* Material provided *

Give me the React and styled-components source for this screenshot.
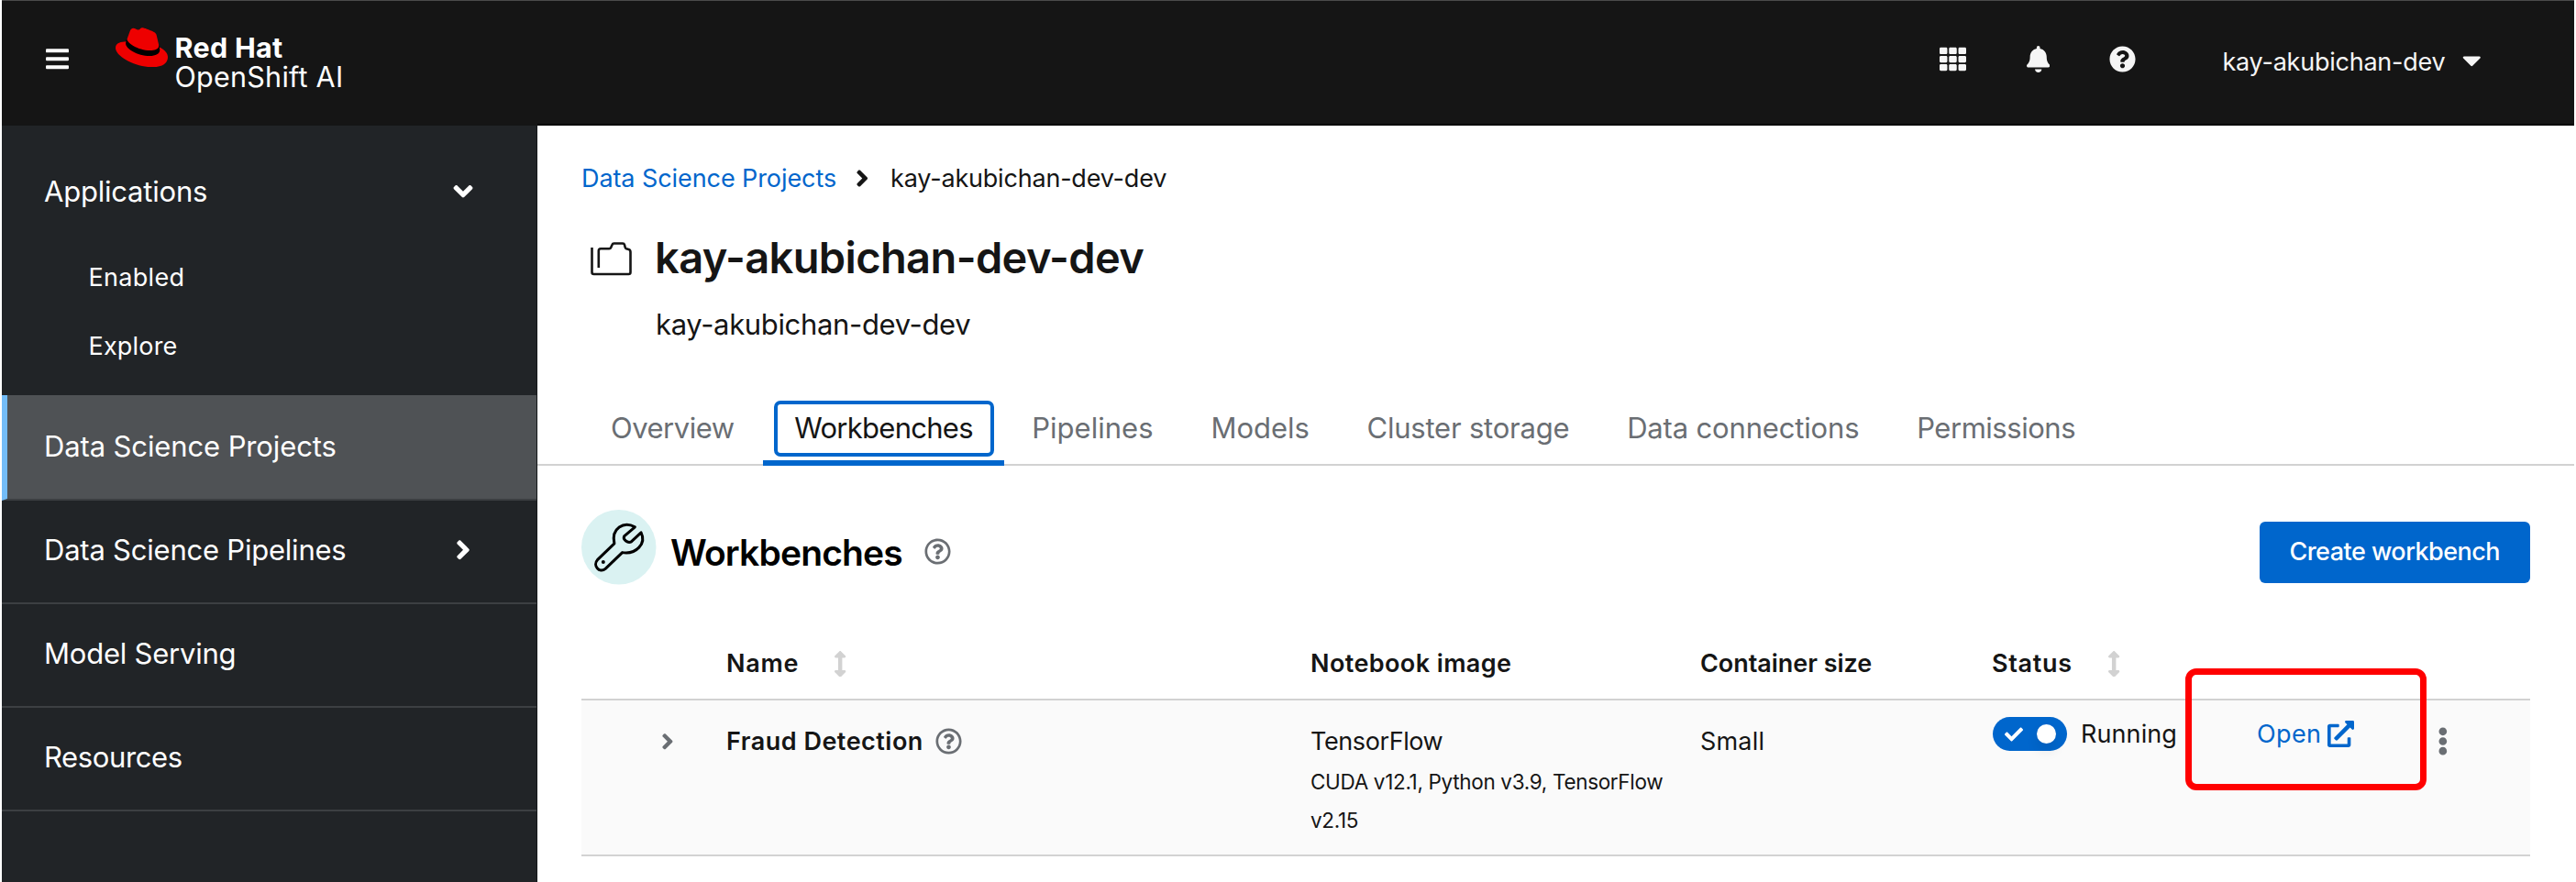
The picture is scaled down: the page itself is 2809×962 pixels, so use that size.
import React from 'react';
import styled, { createGlobalStyle, css } from 'styled-components';
import {
  FaAngleDown,
  FaAngleRight,
  FaArrowsAltV,
  FaBars,
  FaBell,
  FaCaretDown,
  FaCheck,
  FaEllipsisV,
  FaExternalLinkAlt,
  FaQuestionCircle,
  FaRegQuestionCircle,
  FaTh,
} from 'react-icons/fa';

const GlobalStyle = createGlobalStyle`
  *, *::before, *::after { box-sizing: border-box; }
  body {
    margin: 0;
    background: #fff;
    color: #151515;
    font-family: Inter, "Liberation Sans", sans-serif;
    font-size: 27px;
    overflow: hidden;
  }
  svg { display: block; flex: none; }
`;

const Page = styled.div`
  width: 2809px;
  height: 962px;
  padding: 0 2px;
  overflow: hidden;
`;

/* tracking in px */
const Label = styled.span`
  letter-spacing: ${(p) => p.$track || 0}px;
  white-space: nowrap;
`;

/* ---------- masthead ---------- */

const Masthead = styled.header`
  display: flex;
  align-items: flex-start;
  height: 137px;
  padding: 0 101px 0 48px;
  background: #151515;
  border-top: 1px solid #4b4b4b;
  color: #fff;
`;

const MenuToggle = styled.div`
  margin-top: 49px;
  font-size: 28.5px;

  svg { width: 25px; }
`;

const Brand = styled.div`
  display: flex;
  align-items: flex-start;
  margin: 29px 0 0 51px;
`;

const BrandText = styled.div`
  display: flex;
  flex-direction: column;
  margin: 5.5px 0 0 7.5px;
  font-size: 30.5px;
  line-height: 32.4px;
`;

const BrandName = styled(Label)`
  font-weight: 700;
`;

const Tools = styled.div`
  display: flex;
  align-items: center;
  margin: 46px 0 0 auto;
  height: 35px;
  font-size: 29px;
  color: #f5f5f5;
`;

const Tool = styled.div`
  margin-right: ${(p) => p.$gap}px;

  svg { width: ${(p) => p.$width || 29}px; }
`;

const UserMenu = styled.div`
  display: flex;
  align-items: center;
  gap: 19px;
  font-size: 27px;

  ${Label} { padding-top: 6px; }
  svg { font-size: 33px; width: 20.6px; margin-top: 2px; }
`;

/* ---------- sidebar ---------- */

const Body = styled.div`
  display: flex;
  height: 825px;
`;

const Sidebar = styled.nav`
  flex: none;
  width: 584px;
  padding-top: 15px;
  background: #212427;
  border-right: 1px solid #15181a;
  color: #fff;
`;

const NavItem = styled.div`
  display: flex;
  align-items: center;
  justify-content: space-between;
  height: 113px;
  padding: 0 69px 4px 46px;
  border-bottom: 2px solid #3c3f42;
  font-size: 31px;

  svg { font-size: 33.6px; width: 22px; }

  ${(p) => p.$group && css`
    border-bottom: 0;
    padding: 0 69px 0 46px;
  `}
  ${(p) => p.$active && css`
    height: 115px;
    padding-left: 40px;
    padding-bottom: 2px;
    background: #4f5255;
    background-clip: padding-box;
    border-left: 6px solid #73bcf7;
  `}
`;

const SubNav = styled.div`
  padding-bottom: 16px;
`;

const SubNavItem = styled.div`
  display: flex;
  align-items: center;
  height: 75px;
  padding-left: 94.5px;
`;

/* ---------- main ---------- */

const Main = styled.main`
  flex: 1;
  min-width: 0;
  margin-top: -2px;
  border-top: 2px solid #000;
  background: #fff;
`;

const Breadcrumb = styled.div`
  display: flex;
  align-items: center;
  height: 40px;
  margin: 37px 0 0 48px;

  svg { font-size: 29px; width: 14.5px; margin: 0 23.5px 0 21px; }
`;

const Crumb = styled(Label)`
  color: ${(p) => (p.$link ? '#06c' : '#151515')};
`;

const ProjectHeader = styled.div`
  display: flex;
  margin: 37px 0 0 57px;
  height: 125px;
`;

const ProjectText = styled.div`
  margin-left: 24px;
`;

const ProjectTitle = styled.h1`
  margin: 0 0 21px -1px;
  font-size: 47px;
  font-weight: 600;
  line-height: 60px;
  letter-spacing: -0.62px;
  white-space: nowrap;
`;

const ProjectSubtitle = styled.div`
  font-size: 31px;
  line-height: 44px;
  letter-spacing: -0.34px;
`;

const Tabs = styled.div`
  display: flex;
  height: 78px;
  margin-top: 54px;
  padding-left: 48.5px;
  border-bottom: 2px solid #d2d2d2;
`;

const Tab = styled.div`
  position: relative;
  display: flex;
  align-items: center;
  height: 78px;
  padding: 0 31.4px 5px;
  font-size: 31px;
  color: #6a6e73;

  ${(p) => p.$active && css`
    margin-right: -1px;
    padding: 0 34px;
    border-bottom: 6px solid #06c;
    color: #151515;

    &::after {
      content: '';
      position: absolute;
      top: 7px;
      left: 12px;
      right: 11px;
      height: 61px;
      border: 4px solid #06c;
      border-radius: 7px;
    }
  `}
`;

const Section = styled.section`
  padding: 48px 48.5px 0 48px;
`;

const SectionHeader = styled.div`
  display: flex;
  align-items: flex-start;
  height: 82px;
  margin-bottom: 47px;
`;

const SectionTitle = styled.h2`
  margin: 22px 24px 0 15.5px;
  font-size: 39px;
  font-weight: 600;
  line-height: 50px;
  letter-spacing: -0.85px;
  color: #000;
`;

const Help = styled.div`
  color: #6a6e73;
  font-size: 29px;
  margin-top: ${(p) => p.$top || 0}px;
`;

const PrimaryButton = styled.button`
  display: flex;
  align-items: center;
  justify-content: center;
  width: 294.5px;
  height: 67px;
  margin: 12.5px 0 0 auto;
  padding: 0 0 2px;
  border: 0;
  border-radius: 6px;
  background: #06c;
  color: #fff;
  font: 500 27px Inter, "Liberation Sans", sans-serif;
`;

const Row = styled.div`
  display: grid;
  grid-template-columns: 158px 637px 425px 318px 289px 198px 1fr;
  border-bottom: 2px solid #d2d2d2;
`;

const HeadRow = styled(Row)`
  align-items: center;
  height: 79px;
  font-weight: 600;
`;

const BodyRow = styled(Row)`
  align-items: start;
  height: 170px;
  padding-top: 21px;
  background: #fafafa;
  line-height: 47px;
`;

const HeadCell = styled.div`
  display: flex;
  align-items: center;
  gap: 38px;

  svg { font-size: 28.5px; width: 14.3px; color: #d2d2d2; margin-top: 1px; }
`;

const Cell = styled.div`
  display: flex;
  align-items: center;
  height: 47px;
  gap: ${(p) => p.$gap || 0}px;
  margin-top: ${(p) => p.$lift || 0}px;
`;

const NameCell = styled(Cell)`
  font-weight: 600;
`;

const ExpandCell = styled(Cell)`
  padding-left: 86.5px;
  color: #6a6e73;
  font-size: 27.5px;

  svg { width: 13.8px; }
`;

const ImageDetail = styled.div`
  width: 400px;
  font-size: 22.5px;
  line-height: 42px;
  letter-spacing: -0.33px;
`;

const Switch = styled.div`
  display: flex;
  align-items: center;
  justify-content: space-between;
  width: 81.5px;
  height: 37px;
  margin-left: 0.5px;
  padding: 0 12px 0 13px;
  border-radius: 19px;
  background: #06c;
  color: #fff;
  font-size: 20px;
`;

const Knob = styled.div`
  width: 21px;
  height: 21px;
  border-radius: 50%;
  background: #fff;
  box-shadow: 0 8px 14px rgba(0, 0, 0, 0.09);
`;

const OpenCell = styled(Cell)`
  position: relative;
  color: #06c;

  svg { font-size: 29px; }
`;

const Highlight = styled.div`
  position: absolute;
  top: -48px;
  left: -78px;
  width: 263px;
  height: 133px;
  border: 7px solid #f00;
  border-radius: 12px;
`;

const KebabCell = styled(Cell)`
  color: #6a6e73;
  font-size: 31px;

  svg { width: 11.7px; margin-left: -1px; }
`;

function Fedora() {
  return (
    <svg width="57" height="43.4" viewBox="0 2.9 24 18.2">
      <path fill="#000" d="M5 8.2 4.5 10.2c0 2.5 5.3 6 11.2 6 2.8 0 4.8-1.1 4.8-3L19.8 10.5z" />
      <path
        fill="#e00"
        d="M16.009 13.386c1.577 0 3.86-.326 3.86-2.202a1.765 1.765 0 0 0-.04-.431l-.94-4.08c-.216-.898-.406-1.305-1.982-2.093-1.223-.625-3.888-1.658-4.676-1.658-.733 0-.947.946-1.822.946-.842 0-1.467-.706-2.255-.706-.757 0-1.25.515-1.63 1.576 0 0-1.06 2.99-1.197 3.424a.81.81 0 0 0-.028.245c0 1.162 4.577 4.974 10.71 4.974m4.101-1.435c.218 1.032.218 1.14.218 1.277 0 1.765-1.984 2.745-4.593 2.745-5.895.004-11.06-3.451-11.06-5.734a2.326 2.326 0 0 1 .19-.925C2.746 9.415 0 9.794 0 12.217c0 3.969 9.405 8.861 16.851 8.861 5.71 0 7.149-2.582 7.149-4.62 0-1.605-1.387-3.425-3.887-4.512"
      />
    </svg>
  );
}

function ProjectIcon() {
  return (
    <svg width="48" height="60" viewBox="0 0 48 60" fill="none" stroke="#151515" strokeWidth="2.6" strokeLinejoin="round">
      <path d="M2.500 19v27q0 2 2 2h38q2 0 2-2V24q0-2.500-2-3l-2.500-.7q-1-.4-1.300-1.600l-.7-2.700q-.4-1.500-2-1.500H26.500q-1.500 0-2 1.500l-1.200 2.700q-.6 1.500-2 1.500H12q-2.200 0-2.200 2.200V41" />
    </svg>
  );
}

function WrenchBadge() {
  return (
    <svg width="81.500" height="81.500" viewBox="12 48 243 243">
      <circle cx="133.500" cy="169.500" r="121.500" fill="#daf2f2" />
      <g fill="none" stroke="#000" strokeWidth="9" strokeLinejoin="round">
        <path d="M186 104C150 84 108 108 119 158L64 211C48 228 70 256 90 240L145 187C190 194 224 158 206 122L174 152C163 158 146 145 151 134Z" />
      </g>
      <circle cx="83" cy="218" r="6" fill="#000" />
    </svg>
  );
}

const tabs = [
  { label: 'Overview', track: -0.46 },
  { label: 'Workbenches', track: -0.72, active: true },
  { label: 'Pipelines', track: 0.03 },
  { label: 'Models', track: -0.03 },
  { label: 'Cluster storage', track: -0.22 },
  { label: 'Data connections', track: -0.16 },
  { label: 'Permissions', track: -0.47 },
];

export default function App() {
  return (
    <Page>
      <GlobalStyle />
      <Masthead>
        <MenuToggle><FaBars /></MenuToggle>
        <Brand>
          <Fedora />
          <BrandText>
            <BrandName $track={0.3}>Red Hat</BrandName>
            <Label $track={0.25}>OpenShift AI</Label>
          </BrandText>
        </Brand>
        <Tools>
          <Tool $gap={66}><FaTh /></Tool>
          <Tool $gap={65} $width={25.4}><FaBell /></Tool>
          <Tool $gap={94.5}><FaQuestionCircle /></Tool>
          <UserMenu>
            <Label $track={-0.24}>kay-akubichan-dev</Label>
            <FaCaretDown />
          </UserMenu>
        </Tools>
      </Masthead>

      <Body>
        <Sidebar>
          <NavItem $group>
            <Label $track={-0.21}>Applications</Label>
            <FaAngleDown />
          </NavItem>
          <SubNav>
            <SubNavItem><Label $track={0.31}>Enabled</Label></SubNavItem>
            <SubNavItem><Label $track={0.18}>Explore</Label></SubNavItem>
          </SubNav>
          <NavItem $active><Label $track={-0.12}>Data Science Projects</Label></NavItem>
          <NavItem>
            <Label $track={-0.22}>Data Science Pipelines</Label>
            <FaAngleRight />
          </NavItem>
          <NavItem><Label $track={-0.22}>Model Serving</Label></NavItem>
          <NavItem><Label $track={-0.38}>Resources</Label></NavItem>
        </Sidebar>

        <Main>
          <Breadcrumb>
            <Crumb $link $track={-0.08}>Data Science Projects</Crumb>
            <FaAngleRight />
            <Crumb $track={-0.2}>kay-akubichan-dev-dev</Crumb>
          </Breadcrumb>

          <ProjectHeader>
            <ProjectIcon />
            <ProjectText>
              <ProjectTitle>kay-akubichan-dev-dev</ProjectTitle>
              <ProjectSubtitle>kay-akubichan-dev-dev</ProjectSubtitle>
            </ProjectText>
          </ProjectHeader>

          <Tabs>
            {tabs.map((t) => (
              <Tab key={t.label} $active={t.active}>
                <Label $track={t.track}>{t.label}</Label>
              </Tab>
            ))}
          </Tabs>

          <Section>
            <SectionHeader>
              <WrenchBadge />
              <SectionTitle>Workbenches</SectionTitle>
              <Help $top={30.5}><FaRegQuestionCircle /></Help>
              <PrimaryButton><Label $track={-0.52}>Create workbench</Label></PrimaryButton>
            </SectionHeader>

            <HeadRow>
              <HeadCell />
              <HeadCell><Label $track={0.7}>Name</Label><FaArrowsAltV /></HeadCell>
              <HeadCell><Label $track={0.4}>Notebook image</Label></HeadCell>
              <HeadCell><Label $track={-0.04}>Container size</Label></HeadCell>
              <HeadCell><Label $track={0.7}>Status</Label><FaArrowsAltV /></HeadCell>
            </HeadRow>

            <BodyRow>
              <ExpandCell><FaAngleRight /></ExpandCell>
              <NameCell $gap={13}>
                <Label $track={0.5}>Fraud Detection</Label>
                <Help><FaRegQuestionCircle /></Help>
              </NameCell>
              <div>
                <Label $track={-0.4}>TensorFlow</Label>
                <ImageDetail>CUDA v12.1, Python v3.9, TensorFlow v2.15</ImageDetail>
              </div>
              <Cell><Label $track={0.2}>Small</Label></Cell>
              <Cell $gap={15} $lift={-8}>
                <Switch><FaCheck /><Knob /></Switch>
                <Label $track={0.1}>Running</Label>
              </Cell>
              <OpenCell $gap={6.5} $lift={-8}>
                <Label $track={0.4}>Open</Label>
                <FaExternalLinkAlt />
                <Highlight />
              </OpenCell>
              <KebabCell><FaEllipsisV /></KebabCell>
            </BodyRow>
          </Section>
        </Main>
      </Body>
    </Page>
  );
}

* What you will do *
Extract exactly and only the span of lines that begins at the line containing "The picture is" and ends at the line containing "masthead ---------- */".

* Task result *
The picture is scaled down: the page itself is 2809×962 pixels, so use that size.
import React from 'react';
import styled, { createGlobalStyle, css } from 'styled-components';
import {
  FaAngleDown,
  FaAngleRight,
  FaArrowsAltV,
  FaBars,
  FaBell,
  FaCaretDown,
  FaCheck,
  FaEllipsisV,
  FaExternalLinkAlt,
  FaQuestionCircle,
  FaRegQuestionCircle,
  FaTh,
} from 'react-icons/fa';

const GlobalStyle = createGlobalStyle`
  *, *::before, *::after { box-sizing: border-box; }
  body {
    margin: 0;
    background: #fff;
    color: #151515;
    font-family: Inter, "Liberation Sans", sans-serif;
    font-size: 27px;
    overflow: hidden;
  }
  svg { display: block; flex: none; }
`;

const Page = styled.div`
  width: 2809px;
  height: 962px;
  padding: 0 2px;
  overflow: hidden;
`;

/* tracking in px */
const Label = styled.span`
  letter-spacing: ${(p) => p.$track || 0}px;
  white-space: nowrap;
`;

/* ---------- masthead ---------- */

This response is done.